## START Extracted entries

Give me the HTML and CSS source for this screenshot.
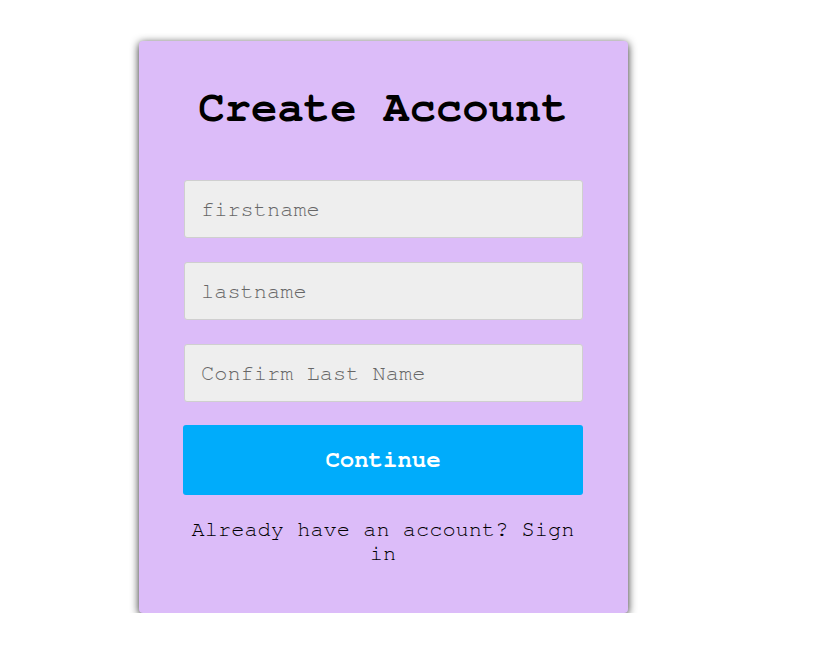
FILE: index.html
```html
<!DOCTYPE html>
<html lang="en">
<head>
<meta charset="utf-8">
<title>Create Account</title>
<link rel="stylesheet" href="styles.css">
</head>
<body>
<div class="card">
  <h1 class="title">Create Account</h1>
  <form class="form">
    <input class="field" type="text" placeholder="firstname">
    <input class="field" type="text" placeholder="lastname">
    <input class="field" type="text" placeholder="Confirm Last Name">
    <button class="btn" type="button">Continue</button>
  </form>
  <p class="note">Already have an account? Sign in</p>
</div>
</body>
</html>
```
FILE: styles.css
```css
* { box-sizing: border-box; }
html, body { margin: 0; padding: 0; background: #ffffff; }
body {
  font-family: "Nimbus Mono PS", "Nimbus Mono L", "FreeMono", "Courier New", "Liberation Mono", monospace;
  padding: 41px 0 0 139px;
}
.card {
  width: 489px;
  background: #dcbcf9;
  border-radius: 4px;
  box-shadow: 0 2px 8px rgba(0, 0, 0, 0.85);
  padding: 42px 45px 48px 44px;
}
.title {
  margin: 0;
  font-size: 44px;
  line-height: 50px;
  font-weight: bold;
  text-align: center;
  color: #000;
}
.form {
  margin-top: 47px;
  display: flex;
  flex-direction: column;
}
.field {
  display: block;
  width: 399px;
  height: 58px;
  margin: 0 0 24px 1px;
  padding: 0 16px;
  font-family: inherit;
  font-size: 22px;
  color: #222;
  background: #eeeeee;
  border: 1px solid #cfcfcf;
  border-radius: 3px;
  outline: none;
}
.field:nth-of-type(3) { margin-bottom: 23px; }
.field::placeholder { color: #666666; }
.btn {
  width: 400px;
  height: 70px;
  border: none;
  border-radius: 3px;
  background: #00acfb;
  color: #ffffff;
  font-family: inherit;
  font-size: 24px;
  font-weight: bold;
  cursor: pointer;
}
.note {
  margin: 22px 0 0;
  font-size: 22px;
  line-height: 24px;
  text-align: center;
  color: #000;
}
```
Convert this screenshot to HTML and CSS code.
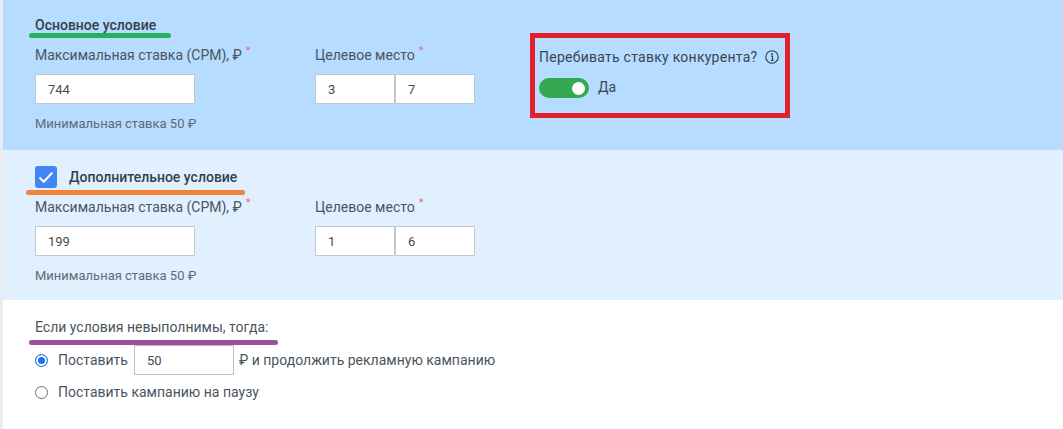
FILE: index.html
```html
<!DOCTYPE html>
<html lang="en">
<head>
    <meta charset="UTF-8">
    <meta name="viewport" content="width=device-width, initial-scale=1.0">
    <title>Условия ставки</title>
    <link rel="stylesheet" href="styles.css">
</head>
<body>
    <div class="page">
        <section class="condition condition-main">
            <h3 class="condition-title">Основное условие</h3>
            <span class="mark mark-green"></span>
            <div class="fields">
                <div class="field field-rate">
                    <label>Максимальная ставка (CPM), ₽<sup class="req">*</sup></label>
                    <input class="input input-rate" type="text" value="744">
                </div>
                <div class="field field-place">
                    <label>Целевое место<sup class="req">*</sup></label>
                    <div class="pair">
                        <input class="input input-place" type="text" value="3">
                        <input class="input input-place" type="text" value="7">
                    </div>
                </div>
                <div class="field field-beat">
                    <div class="beat-label">
                        Перебивать ставку конкурента?
                        <svg class="info" width="14" height="14" viewBox="0 0 14 14">
                            <circle cx="7" cy="7" r="6.2" fill="none" stroke="#2c3e50" stroke-width="1.1"/>
                            <circle cx="7" cy="4" r="0.9" fill="#2c3e50"/>
                            <path d="M5.9 6h1.6v4.2M5.8 10.4h2.6" fill="none" stroke="#2c3e50" stroke-width="1.1"/>
                        </svg>
                    </div>
                    <div class="switch-row">
                        <span class="switch"><span class="switch-knob"></span></span>
                        <span class="switch-text">Да</span>
                    </div>
                </div>
            </div>
            <p class="hint">Минимальная ставка 50 ₽</p>
            <span class="red-box"></span>
        </section>

        <section class="condition condition-extra">
            <div class="check-row">
                <span class="checkbox">
                    <svg width="22" height="22" viewBox="0 0 22 22">
                        <path d="M4.5 11.5l4.3 4.2 8.5-9" fill="none" stroke="#fff" stroke-width="2"/>
                    </svg>
                </span>
                <h3 class="condition-title">Дополнительное условие</h3>
            </div>
            <span class="mark mark-orange"></span>
            <div class="fields">
                <div class="field field-rate">
                    <label>Максимальная ставка (CPM), ₽<sup class="req">*</sup></label>
                    <input class="input input-rate" type="text" value="199">
                </div>
                <div class="field field-place">
                    <label>Целевое место<sup class="req">*</sup></label>
                    <div class="pair">
                        <input class="input input-place" type="text" value="1">
                        <input class="input input-place" type="text" value="6">
                    </div>
                </div>
            </div>
            <p class="hint">Минимальная ставка 50 ₽</p>
        </section>

        <section class="fallback">
            <div class="fallback-title">Если условия невыполнимы, тогда:</div>
            <span class="mark mark-purple"></span>
            <div class="radio-row radio-row-first">
                <span class="radio radio-on"></span>
                <span>Поставить</span>
                <input class="input input-bid" type="text" value="50">
                <span>₽ и продолжить рекламную кампанию</span>
            </div>
            <div class="radio-row">
                <span class="radio"></span>
                <span>Поставить кампанию на паузу</span>
            </div>
        </section>
    </div>
</body>
</html>
```

FILE: styles.css
```css
* {
    box-sizing: border-box;
}
body {
    margin: 0;
    font-family: Roboto, "Liberation Sans", sans-serif;
    font-size: 14px;
    color: #4a5560;
    background-color: #ffffff;
}
.page {
    height: 429px;
    border-left: 3px solid #e9edf0;
    overflow: hidden;
}
.condition {
    position: relative;
    height: 150px;
    padding-left: 32px;
    padding-top: 16px;
}
.condition-main {
    background-color: #b6dcff;
}
.condition-extra {
    background-color: #e0f0ff;
}
.condition-title {
    margin: 0;
    font-size: 14px;
    font-weight: 500;
    line-height: 18px;
    color: #36404a;
}
.fields {
    display: flex;
    margin-top: 11px;
}
.condition-extra .fields {
    margin-top: 9px;
}
.field-rate {
    width: 280px;
}
.field-place {
    width: 224px;
}
.field label {
    display: block;
    height: 29px;
    line-height: 20px;
}
.req {
    color: #e8707a;
    font-size: 11px;
    line-height: 0;
    margin-left: 4px;
}
.input {
    display: block;
    height: 30px;
    padding: 0 12px;
    border: 1px solid #c4c7ca;
    border-radius: 1px;
    background-color: #ffffff;
    font-family: inherit;
    font-size: 13px;
    color: #4a4a4a;
    outline: none;
}
.input-rate {
    width: 160px;
}
.input-place {
    width: 80px;
}
.pair {
    display: flex;
}
.field-beat {
    padding-top: 2px;
}
.beat-label {
    display: flex;
    align-items: center;
    gap: 8px;
    height: 20px;
    letter-spacing: 0.26px;
    color: #3a4652;
}
.switch-row {
    display: flex;
    align-items: center;
    gap: 9px;
    margin-top: 11px;
    color: #3a4652;
}
.switch-text {
    margin-top: -3px;
}
.switch {
    display: flex;
    align-items: center;
    justify-content: flex-end;
    width: 50px;
    height: 20px;
    padding-right: 4px;
    border-radius: 10px;
    background-color: #34a853;
}
.switch-knob {
    width: 13px;
    height: 13px;
    border-radius: 50%;
    background-color: #ffffff;
}
.hint {
    margin: 12px 0 0;
    font-size: 13px;
    line-height: 16px;
    color: #5f6b76;
}
.check-row {
    display: flex;
    align-items: center;
    gap: 12px;
}
.checkbox {
    display: block;
    width: 22px;
    height: 22px;
    border-radius: 3px;
    background-color: #4285f4;
}
.checkbox svg {
    display: block;
}
.fallback {
    position: relative;
    padding: 17px 0 0 32px;
}
.fallback-title {
    line-height: 20px;
}
.radio-row {
    display: flex;
    align-items: center;
    gap: 10px;
    height: 30px;
    margin-top: 2px;
}
.radio-row-first {
    margin-top: 8px;
}
.radio {
    width: 13px;
    height: 13px;
    border: 1px solid #6d6d6d;
    border-radius: 50%;
    background-color: #ffffff;
}
.radio-on {
    border-color: #1a73e8;
    background-color: #1a73e8;
    box-shadow: inset 0 0 0 2px #ffffff;
}
.input-bid {
    width: 100px;
    margin: 0 -5px 0 -4px;
    border-color: #bbbbbb;
}
/* marker strokes drawn on top of the screenshot */
.mark {
    position: absolute;
    height: 5px;
    border-radius: 3px;
}
.mark-green {
    left: 26px;
    top: 33px;
    width: 142px;
    background-color: #27ae60;
}
.mark-orange {
    left: 23px;
    top: 40px;
    width: 219px;
    background-color: #f58233;
}
.mark-purple {
    left: 26px;
    top: 40px;
    width: 249px;
    background-color: #9b4f9f;
}
.red-box {
    position: absolute;
    left: 527px;
    top: 33px;
    width: 260px;
    height: 85px;
    border: 5px solid #e0202f;
}
```
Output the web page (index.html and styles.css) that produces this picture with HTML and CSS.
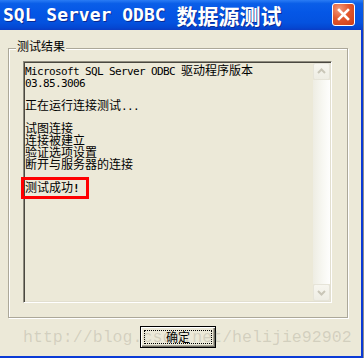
FILE: index.html
```html
<!DOCTYPE html>
<html lang="zh-CN">
<head>
    <meta charset="UTF-8">
    <title>SQL Server ODBC 数据源测试</title>
    <link rel="stylesheet" href="styles.css">
</head>
<body>
    <div class="window">
        <div class="titlebar">
            <span class="title"><span class="en">SQL Server ODBC </span><span class="zh">数据源测试</span></span>
            <div class="close">
                <svg width="21" height="21" viewBox="0 0 21 21">
                    <path d="M6 6 L15 15 M15 6 L6 15" stroke="#fff" stroke-width="2.6" stroke-linecap="square"/>
                </svg>
            </div>
        </div>

        <div class="body">
            <div class="group">
                <span class="legend">测试结果</span>
                <div class="edit">
                    <div class="text">
                        <div class="line"><span class="en">Microsoft SQL Server ODBC </span><span class="zh">驱动程序版本</span></div>
                        <div class="line"><span class="en">03.85.3006</span></div>
                        <div class="line"></div>
                        <div class="line"><span class="zh">正在运行连接测试</span><span class="en">...</span></div>
                        <div class="line"></div>
                        <div class="line"><span class="zh">试图连接</span></div>
                        <div class="line"><span class="zh">连接被建立</span></div>
                        <div class="line"><span class="zh">验证选项设置</span></div>
                        <div class="line"><span class="zh">断开与服务器的连接</span></div>
                        <div class="line"></div>
                        <div class="line"><span class="zh">测试成功</span><span class="en bang">!</span></div>
                    </div>
                    <div class="scrollbar">
                        <div class="sb-btn">
                            <svg width="15" height="15" viewBox="0 0 15 15"><polyline points="4,9 7.5,5.5 11,9" fill="none" stroke="#c9c6b8" stroke-width="2"/></svg>
                        </div>
                        <div class="sb-track"></div>
                        <div class="sb-btn">
                            <svg width="15" height="15" viewBox="0 0 15 15"><polyline points="4,6 7.5,9.5 11,6" fill="none" stroke="#c9c6b8" stroke-width="2"/></svg>
                        </div>
                    </div>
                </div>
            </div>

            <div class="actions">
                <button class="ok"><span class="focus">确定</span></button>
            </div>
        </div>

        <!-- annotation overlays -->
        <div class="watermark">http://blog.csdn.net/helijie92902</div>
        <div class="highlight"></div>
    </div>
</body>
</html>
```

FILE: styles.css
```css
html, body {
    margin: 0;
    padding: 0;
}
body {
    background: #8f8f8f;
    width: 364px;
    height: 358px;
    overflow: hidden;
}
.window {
    position: relative;
    width: 363px;
    height: 358px;
    background: #0b3bd6;
}
.titlebar {
    height: 30px;
    display: flex;
    align-items: center;
    justify-content: space-between;
    padding: 0 8px 0 3px;
    box-sizing: border-box;
    background: linear-gradient(#2a7cf4 0%, #0a5ee8 12%, #0557e6 40%, #0452df 75%, #0447d2 92%, #0a3cc4 100%);
}
.title {
    display: flex;
    align-items: center;
    color: #fff;
    font-weight: bold;
    white-space: pre;
    text-shadow: 1px 1px 0 #0a2a95;
    height: 30px;
    margin-top: -1px;
}
.title .en {
    font-family: "DejaVu Sans Mono", monospace;
    font-size: 18px;
    letter-spacing: 0;
    line-height: 22px;
}
.title .zh {
    font-family: "Noto Sans CJK SC", sans-serif;
    font-size: 21px;
    line-height: 22px;
}
.close {
    width: 21px;
    height: 21px;
    border: 1px solid #fff;
    border-radius: 3px;
    background: radial-gradient(circle at 30% 25%, #f29a7c 0%, #e2582f 45%, #cc3c15 100%);
    display: flex;
    align-items: center;
    justify-content: center;
    margin-top: -1px;
}
.body {
    width: 361px;
    height: 326px;
    background: #ece9d8;
    padding: 18px 0 0 8px;
    box-sizing: border-box;
}
.group {
    position: relative;
    width: 340px;
    height: 270px;
    box-sizing: border-box;
    border: 1px solid #aca899;
    box-shadow: inset 1px 1px 0 #fff, 1px 1px 0 #fff;
    padding: 12px 15px 14px 14px;
}
.legend {
    position: absolute;
    left: 7px;
    top: -10px;
    padding: 0 1px;
    background: #ece9d8;
    font-family: "Noto Sans CJK SC", sans-serif;
    font-size: 12px;
    line-height: 14px;
    color: #000;
}
.edit {
    display: flex;
    width: 309px;
    height: 242px;
    box-sizing: border-box;
    border: 1px solid;
    border-color: #8e8b7e #fff #fff #8e8b7e;
    box-shadow: inset 1px 1px 0 #4a4840, inset -1px -1px 0 #e2dfd0;
    padding: 1px;
}
.text {
    flex: 1;
    padding-top: 1px;
    color: #000;
}
.line {
    height: 11.7px;
    line-height: 11.7px;
    white-space: pre;
}
.line span {
    display: inline-block;
    height: 11.7px;
    line-height: 11.7px;
}
.en {
    font-family: "DejaVu Sans Mono", monospace;
    font-size: 11px;
    letter-spacing: -0.62px;
}
.zh {
    font-family: "Noto Sans CJK SC", sans-serif;
    font-size: 12px;
}
.bang {
    font-weight: bold;
}
.scrollbar {
    width: 17px;
    display: flex;
    flex-direction: column;
}
.sb-btn {
    width: 17px;
    height: 17px;
    box-sizing: border-box;
    border: 1px solid #e6e4d9;
    border-radius: 2px;
    background: linear-gradient(#f7f6ef, #eeede4);
    display: flex;
    align-items: center;
    justify-content: center;
}
.sb-track {
    flex: 1;
    background: linear-gradient(to right, #eeede3, #f8f8f3 60%, #fefefd);
}
.actions {
    display: flex;
    margin-top: 8px;
    padding-left: 132px;
}
.ok {
    width: 76px;
    height: 22px;
    padding: 3px;
    box-sizing: border-box;
    border: 1px solid #000;
    background: #ece9d8;
    box-shadow: inset 1px 1px 0 #fff, inset -1px -1px 0 #716f64, inset -2px -2px 0 #aca899;
    font-family: "Noto Sans CJK SC", sans-serif;
    font-size: 12px;
    color: #000;
    cursor: pointer;
}
.focus {
    display: flex;
    align-items: center;
    justify-content: center;
    height: 100%;
    box-sizing: border-box;
    border: 1px dotted #000;
    line-height: 12px;
}
.watermark {
    position: absolute;
    left: 23px;
    top: 329px;
    font-family: "Liberation Mono", monospace;
    font-size: 16.6px;
    line-height: 17px;
    color: rgba(120, 115, 100, 0.22);
    white-space: pre;
    pointer-events: none;
}
.highlight {
    position: absolute;
    left: 21px;
    top: 177px;
    width: 68px;
    height: 22px;
    box-sizing: border-box;
    border: 3px solid #ff0000;
    pointer-events: none;
}
```
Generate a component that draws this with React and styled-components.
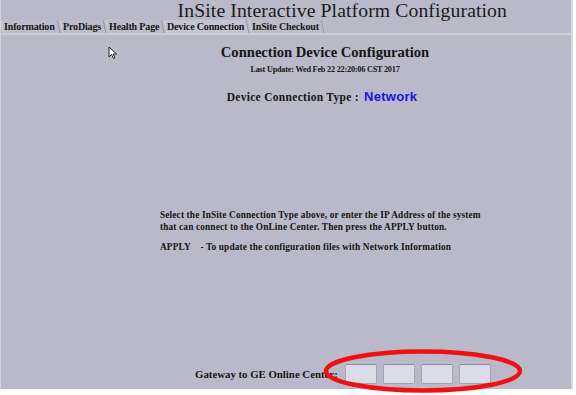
import React from 'react'
import styled, { createGlobalStyle } from 'styled-components'

const GlobalStyle = createGlobalStyle`
    html, body {
        margin : 0;
        padding : 0;
        background : #ffffff;
    }
`

const Screen = styled.div`
    position : relative;
    width : 576px;
    height : 395px;
    overflow : hidden;
    background : #ffffff;
    font-family : "Liberation Serif", "DejaVu Serif", serif;
    color : #161616;
`

const Frame = styled.div`
    display : flex;
    flex-direction : column;
    width : 573px;
    height : 389px;
    background : #b9b9c9;
    border-left : 1px solid #d4d4e0;
    border-right : 2px solid #d8d8e4;
    box-sizing : border-box;
`

const Title = styled.div`
    height : 19px;
    padding-right : 64px;
    text-align : right;
    font-size : 19.7px;
    line-height : 21px;
    letter-spacing : 0.1px;
    color : #1c1c1c;
`

const TabBar = styled.div`
    display : flex;
    height : 13px;
    padding-left : 1px;
    border-bottom : 2px solid #cfcfdb;
    margin-top : 1px;
`

const Tab = styled.div`
    display : flex;
    align-items : center;
    padding : 0 3px 0 1px;
    margin-right : 2px;
    font-size : 10px;
    font-weight : bold;
    letter-spacing : -0.15px;
    background : ${p => (p.active ? '#c4c4d2' : '#bcbccb')};
    border-right : 1px solid #9a9aac;
    border-left : 1px solid #d0d0dc;
    transform : skewX(12deg);
    & > span {
        transform : skewX(-12deg);
    }
`

const Content = styled.div`
    flex : 1;
    display : flex;
    flex-direction : column;
    align-items : center;
`

const Heading = styled.div`
    margin-top : 9px;
    padding-left : 78px;
    font-size : 14.6px;
    font-weight : bold;
    line-height : 17px;
`

const Updated = styled.div`
    margin-top : 4px;
    padding-left : 78px;
    font-size : 8.2px;
    font-weight : bold;
    letter-spacing : -0.2px;
`

const TypeRow = styled.div`
    display : flex;
    align-items : baseline;
    gap : 5px;
    margin-top : 15px;
    padding-left : 72px;
    font-size : 11.5px;
    font-weight : bold;
    letter-spacing : 0.3px;
`

const TypeValue = styled.span`
    font-family : "Liberation Sans", Arial, sans-serif;
    font-size : 13px;
    color : #1414f0;
`

const Notes = styled.div`
    align-self : flex-start;
    margin-top : 105px;
    margin-left : 159px;
    font-size : 9.3px;
    font-weight : bold;
    line-height : 12px;
    letter-spacing : 0.15px;
`

const NoteGap = styled.div`
    height : 8px;
`

const GatewayRow = styled.div`
    display : flex;
    align-items : center;
    align-self : flex-start;
    margin-top : auto;
    margin-bottom : 5px;
    margin-left : 194px;
`

const GatewayLabel = styled.span`
    font-size : 10.8px;
    font-weight : bold;
    margin-right : 7px;
`

const Octets = styled.div`
    display : flex;
    gap : 6px;
`

const Octet = styled.div`
    width : 32px;
    height : 20px;
    box-sizing : border-box;
    background : #dcdce8;
    border : 1px solid #a4a4b6;
    border-top-color : #8c8ca0;
    border-radius : 2px;
`

const Ring = styled.svg`
    position : absolute;
    left : 323px;
    top : 349px;
    overflow : visible;
`

const Pointer = styled.svg`
    position : absolute;
    left : 108px;
    top : 46px;
`

const tabs = ['Information', 'ProDiags', 'Health Page', 'Device Connection', 'InSite Checkout']

const App = () => {
    return <Screen>
        <GlobalStyle />
        <Frame>
            <Title>InSite Interactive Platform Configuration</Title>
            <TabBar>
                {tabs.map(t => <Tab key={t} active={t === 'Device Connection'}><span>{t}</span></Tab>)}
            </TabBar>
            <Content>
                <Heading>Connection Device Configuration</Heading>
                <Updated>Last Update: Wed Feb 22 22:20:06 CST 2017</Updated>
                <TypeRow>
                    <span>Device Connection Type :</span>
                    <TypeValue>Network</TypeValue>
                </TypeRow>
                <Notes>
                    <div>Select the InSite Connection Type above, or enter the IP Address of the system</div>
                    <div>that can connect to the OnLine Center. Then press the APPLY button.</div>
                    <NoteGap />
                    <div>APPLY &nbsp;&nbsp; - To update the configuration files with Network Information</div>
                </Notes>
                <GatewayRow>
                    <GatewayLabel>Gateway to GE Online Center:</GatewayLabel>
                    <Octets>
                        <Octet />
                        <Octet />
                        <Octet />
                        <Octet />
                    </Octets>
                </GatewayRow>
            </Content>
        </Frame>
        <Ring width="200" height="44" viewBox="0 0 200 44">
            <ellipse cx="100" cy="22" rx="97" ry="19.5" fill="none" stroke="#f01010" strokeWidth="4.5" />
        </Ring>
        <Pointer width="10" height="14" viewBox="0 0 10 14">
            <path d="M1 1 L1 11 L3.5 8.5 L5.5 12.5 L7 11.8 L5 8 L8.5 8 Z" fill="#ffffff" stroke="#222" strokeWidth="1" strokeLinejoin="round" />
        </Pointer>
    </Screen>
}

export default App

## END Extracted entries

**What to produce**
Copy and report every line where the word "components" is present.

**Correct output**
Generate a component that draws this with React and styled-components.
import styled, { createGlobalStyle } from 'styled-components'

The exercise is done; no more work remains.